Como refere o Professor Mário Aroso de Almeida, «o sistema de justiça deve estar disponível para dar resposta a situações de necessidade de tutela judicial que se concretizem num interesse em agir em juízo.» Ora, parece-me que, sendo instaurado o r.h.n. e não se esperando pelo resultado da sua decisão, não há interesse em agir. Pode arguir-se que isto só se verificava caso houvesse uma decisão de deferimento por parte da Administração Pública, em que ocorreria inutilidade superveniente da lide; considero, porém, que não haveria interesse em agir desde o início do processo porque a verdade é que, quando se instaura a acção, como foi também instaurado recurso, e não há ainda decisão definitiva, não se pode falar em necessidade de tutela judicial.

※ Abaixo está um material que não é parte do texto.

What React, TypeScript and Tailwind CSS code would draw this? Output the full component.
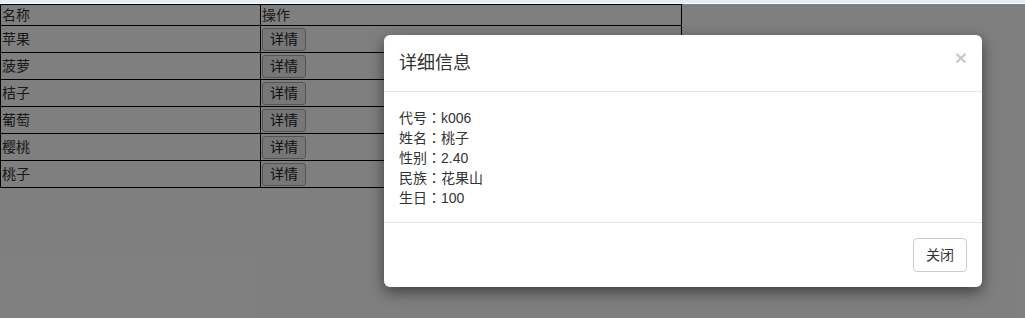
import React from "react";

const fruits = ["苹果", "菠萝", "桔子", "葡萄", "樱桃", "桃子"];

const details = [
  { label: "代号", value: "k006" },
  { label: "姓名", value: "桃子" },
  { label: "性别", value: "2.40" },
  { label: "民族", value: "花果山" },
  { label: "生日", value: "100" },
];

const font = "font-['Liberation_Sans','Noto_Sans_CJK_SC',sans-serif]";

export default function App() {
  return (
    <div className={`w-[1025px] h-[318px] overflow-hidden bg-white text-[14px] leading-[20px] text-[#333] ${font}`}>
      {/* browser strip */}
      <div className="h-[3px] bg-[#e3ebf3]" />

      <div className="relative h-[315px]">
        {/* Fruit table */}
        <table className="border-collapse w-[682px] mt-[1px] bg-white">
          <thead>
            <tr>
              <th className="border border-black p-0 pl-[1px] h-[21px] w-[260px] text-left font-normal">名称</th>
              <th className="border border-black p-0 pl-[1px] h-[21px] text-left font-normal">操作</th>
            </tr>
          </thead>
          <tbody>
            {fruits.map((name) => (
              <tr key={name}>
                <td className="border border-black p-0 pl-[1px] h-[27px]">{name}</td>
                <td className="border border-black p-0 pl-[1px] h-[27px]">
                  <button className="flex items-center justify-center w-[44px] h-[23px] border border-[#a9a9a9] rounded-[3px] bg-[#efefef] text-[14px] text-[#222]">
                    详情
                  </button>
                </td>
              </tr>
            ))}
          </tbody>
        </table>

        {/* Backdrop */}
        <div className="absolute inset-0 bg-black/50" />

        {/* Modal */}
        <div className="absolute left-[384px] top-[31px] w-[598px] bg-white rounded-[6px] shadow-[0_5px_15px_rgba(0,0,0,0.5)]">
          <div className="flex items-start justify-between p-[15px] border-b border-[#e5e5e5]">
            <h4 className="text-[18px] leading-[26px] text-[#333]">详细信息</h4>
            <span className="mt-[-5px] text-[21px] leading-[26px] font-bold text-black opacity-20">×</span>
          </div>
          <div className="p-[15px]">
            {details.map((d) => (
              <div key={d.label} className="h-[20px]">
                {d.label}
                <span className="font-['Noto_Sans_CJK_TC',sans-serif]">：</span>
                {d.value}
              </div>
            ))}
          </div>
          <div className="flex justify-end p-[15px] border-t border-[#e5e5e5]">
            <button className="h-[34px] px-[12px] border border-[#ccc] rounded-[4px] bg-white text-[14px] text-[#333]">
              关闭
            </button>
          </div>
        </div>
      </div>
    </div>
  );
}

- Por fim, poderia ainda ser alegado contra a posição que defendo que tal sistema não seria compatível com o artº 59/4 e 5 CPTA (que cominam, respectivamente, que a utilização de meios de impugnação administrativa suspende o prazo de impugnação contenciosa do acto administrativo e que esta suspensão do prazo não impede o particular de proceder á impugnação contenciosa do acto ainda na pendência da impugnação administrativa).
Pois bem, quer me parecer que estas disposições não serão aplicáveis aos casos de r.h.n.. Como referi, estas situações estão previstas em legislação especial avulsa, o que significa que terão um regime (ou parte dele) diferente do regime geral; sendo pois aquelas normas partes integrantes do regime geral, e sabendo que lei geral não derroga lei especial, considero-as não aplicáveis aos casos de impugnação administrativa necessária.
Sendo assim, se nos recursos facultativos não é exigido que se obtenha a decisão do órgão superior, tal já será exigido (porque assim o entendeu, naquele caso específico, o legislador) nos casos de r.h.n..
E não se diga que desta forma se desprotege o particular: se no regime do artº 59/4 CPTA (e, portanto, do recurso facultativo), o efeito suspensivo é só sobre o prazo para impugnação contenciosa, nos casos de recurso necessário (como refere o Professor Vasco Pereira da Silva, na página 352 do seu manual O Contencioso Administrativo no Divã da Psicanálise) há efeito suspensivo da própria execução da decisão administrativa.